I have no idea where you picked this up but it is entirely untrue. Have a look at weather patterns, ocean currents, mixing chemicals, etc. Here's a bunch of em. Some are life-based, many are not: https://www.wired.com/2010/09/fractal-patterns-in-nature/ Google for many, many more.
From River Posts 95, 97, &117 Incorrect: Various objects in nature approximate fractals. Coast lines are one example. True fractals are mathematical entities which do not appear in nature. Examples are the Mandelbrot Set & graphics generated via use of successive approximations to the solution of cubic equations. BTW: The graphic generated via successive approximations to the three cube roots of a number (2 are complex) has an interesting property when its various regions are colored using three colors. The borders between regions are all triple border points like the center of a circle divided into three slices. None are like the linear borders from the center to the circumference.
Approximate fractals is not an argument to my point of life fractals . Fractals , real fractals are from life , the further one looks into life fractals , the repetition continues . The form repeats no matter how small we go . We take the smaller and it will be exactly the same as the larger form . The further we get into a focus on a coastline the less we can build a dupicate of the FULL coastline. But in life the focus small or large does does not affect the completeness of the whole .

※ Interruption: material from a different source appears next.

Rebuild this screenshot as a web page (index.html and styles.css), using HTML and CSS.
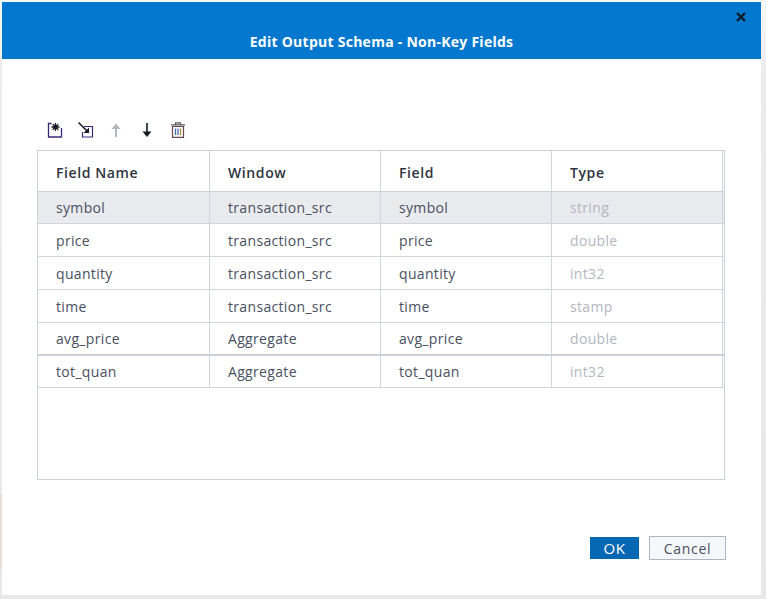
FILE: index.html
```html
<!DOCTYPE html>
<html lang="en">
<head>
    <meta charset="UTF-8">
    <title>Edit Output Schema - Non-Key Fields</title>
    <link rel="stylesheet" href="styles.css">
</head>
<body>
    <div class="page-strip"></div>
    <div class="dialog">
        <header class="dialog-head">
            <h2>Edit Output Schema - Non-Key Fields</h2>
            <svg class="close" width="12" height="12" viewBox="0 0 12 12"><path d="M2 2l8 8M10 2l-8 8" stroke="#0b1a28" stroke-width="2.4" fill="none"/></svg>
        </header>
        <div class="dialog-body">
            <div class="toolbar">
                <svg class="tool-new" width="16" height="16" viewBox="0 0 16 16" fill="none">
                    <path d="M4.500 1.500H1.500V15H14.500V6" stroke="#3b2a7a" stroke-width="1.300"/>
                    <path d="M8.500 1v8M4.500 5h8M5.700 2.200l5.600 5.600M11.300 2.200l-5.600 5.600" stroke="#101820" stroke-width="1.300"/>
                </svg>
                <svg class="tool-insert" width="16" height="16" viewBox="0 0 16 16" fill="none">
                    <path d="M6 4.500H14.500V15H4.500V10" stroke="#3b2a7a" stroke-width="1.200"/>
                    <path d="M0.500 0.500L10 10" stroke="#101820" stroke-width="1.500"/>
                    <path d="M11 5.500V11H5.500Z" fill="#101820"/>
                </svg>
                <svg class="tool-up" width="12" height="16" viewBox="0 0 12 16" fill="none">
                    <path d="M6 15V5" stroke="#b3b6bf" stroke-width="2"/>
                    <path d="M1.500 7L6 1.500L10.500 7Z" fill="#b3b6bf"/>
                </svg>
                <svg class="tool-down" width="12" height="16" viewBox="0 0 12 16" fill="none">
                    <path d="M6 1V11" stroke="#101820" stroke-width="1.600"/>
                    <path d="M1.500 9.500L6 15L10.500 9.500Z" fill="#101820"/>
                </svg>
                <svg class="tool-trash" width="16" height="16" viewBox="0 0 16 16" fill="none">
                    <path d="M5.500 2.500V0.800H10.500V2.500M1 2.800H15" stroke="#5a5560" stroke-width="1.200"/>
                    <path d="M2.500 4.500H13.500V15.300H2.500Z" stroke="#6a4a48" stroke-width="1.200"/>
                    <path d="M5.500 6.500V13M8 6.500V13" stroke="#3f6fb0" stroke-width="1.300"/>
                    <path d="M10.500 6.500V13" stroke="#b08a3a" stroke-width="1.300"/>
                </svg>
            </div>
            <div class="grid-box">
                <div class="row row-head">
                    <div>Field Name</div><div>Window</div><div>Field</div><div>Type</div>
                </div>
                <div class="row selected">
                    <div>symbol</div><div>transaction_src</div><div>symbol</div><div class="muted">string</div>
                </div>
                <div class="row">
                    <div>price</div><div>transaction_src</div><div>price</div><div class="muted">double</div>
                </div>
                <div class="row">
                    <div>quantity</div><div>transaction_src</div><div>quantity</div><div class="muted">int32</div>
                </div>
                <div class="row">
                    <div>time</div><div>transaction_src</div><div>time</div><div class="muted">stamp</div>
                </div>
                <div class="row row-thick">
                    <div>avg_price</div><div>Aggregate</div><div>avg_price</div><div class="muted">double</div>
                </div>
                <div class="row row-last">
                    <div>tot_quan</div><div>Aggregate</div><div>tot_quan</div><div class="muted">int32</div>
                </div>
            </div>
            <div class="actions">
                <button class="btn-ok">OK</button>
                <button class="btn-cancel">Cancel</button>
            </div>
        </div>
    </div>
</body>
</html>
```

FILE: styles.css
```css
html, body {
    height: 100%;
}
body {
    margin: 0;
    padding: 2px 5px 4px 2px;
    box-sizing: border-box;
    background: linear-gradient(#f9f9f9, #ececec 70px, #e8e8e8);
    font-family: "Open Sans", Lato, sans-serif;
    font-size: 14px;
    letter-spacing: 0.33px;
    color: #49505f;
    overflow: hidden;
}
.page-strip {
    position: absolute;
    left: 0;
    top: 494px;
    width: 2px;
    height: 75px;
    background-color: #e6ddd0;
}
.dialog {
    height: 593px;
    background-color: #fff;
    display: flex;
    flex-direction: column;
}
.dialog-head {
    height: 57px;
    flex: none;
    background-color: #0478ce;
    display: flex;
    align-items: flex-end;
    justify-content: center;
    position: relative;
}
.dialog-head h2 {
    margin: 0 0 8px;
    color: #fff;
    font-size: 14px;
    font-weight: 700;
    letter-spacing: 0.26px;
}
.close {
    position: absolute;
    top: 9px;
    right: 14px;
}
.dialog-body {
    flex: 1;
    padding: 63px 36px 0 35px;
    display: flex;
    flex-direction: column;
}
.toolbar {
    display: flex;
    align-items: center;
    height: 16px;
    padding-left: 10px;
    margin-bottom: 12px;
}
.tool-insert {
    margin-left: 15px;
}
.tool-up {
    margin-left: 16px;
}
.tool-down {
    margin-left: 19px;
}
.tool-trash {
    margin-left: 17px;
}
.grid-box {
    height: 330px;
    box-sizing: border-box;
    border: 1px solid #ccd0d8;
}
.row {
    display: grid;
    grid-template-columns: 172px 171px 171px 171px;
    height: 33px;
    box-sizing: border-box;
    border-bottom: 1px solid #d2d5dc;
}
.row > div {
    display: flex;
    align-items: center;
    padding-left: 18px;
    border-right: 1px solid #d2d5dc;
}
.row-head {
    height: 41px;
    border-bottom: 1px solid #ccd0d8;
    font-weight: 600;
    letter-spacing: 0.6px;
    color: #2e3440;
}
.row-head > div {
    padding-top: 2px;
}
.selected {
    height: 32px;
    background-color: #e9ebef;
}
.row-thick {
    border-bottom: 2px solid #ccd0d8;
}
.row-last {
    height: 32px;
}
.muted {
    color: #b3b7bf;
}
.actions {
    display: flex;
    justify-content: flex-end;
    align-items: center;
    gap: 10px;
    margin: 56px -1px 0 0;
}
button {
    font: inherit;
    box-sizing: border-box;
    cursor: pointer;
}
.btn-ok {
    width: 49px;
    height: 22px;
    padding: 0;
    border: none;
    background-color: #0668b2;
    color: #fff;
    font-size: 15px;
    letter-spacing: 0.5px;
}
.btn-cancel {
    width: 77px;
    height: 24px;
    padding: 0;
    border: 1px solid #b0b5c4;
    background-color: #f5f7fa;
    color: #49505f;
    letter-spacing: 0.7px;
}
```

Fractals , real fractals are from life ,[/QUOTE] This is not true. There are all sorts of fractals in nature that are not alive. And more to the point: Just as with any real world fractals, this is not true for life. Of course it has a lower limit!! Just like in life. Not true.
river's obsession with 'life fractals' as the only real fractals was dealt with in #96, #98, #100, #103. Not only has he not budged an inch, but subsequently other members go on to basically repeat what I wrote, yet without any reference to above posts i.e. as though bringing it up for the first time. Typical SF pattern. Maybe even a fractal-like pattern. A fork into pedantic arguing over surfaces are/are not 'really' 2D entities also took off. Despite, apart from the in hindsight unfortunate detour into fractals territory, being briefly but adequately covered in #2. Such are things at SF. Like many threads going on for sometimes 10's of pages, a simple agreement over definitions early on should have avoided such repetitious time wasting. But, to repeat, such is SF.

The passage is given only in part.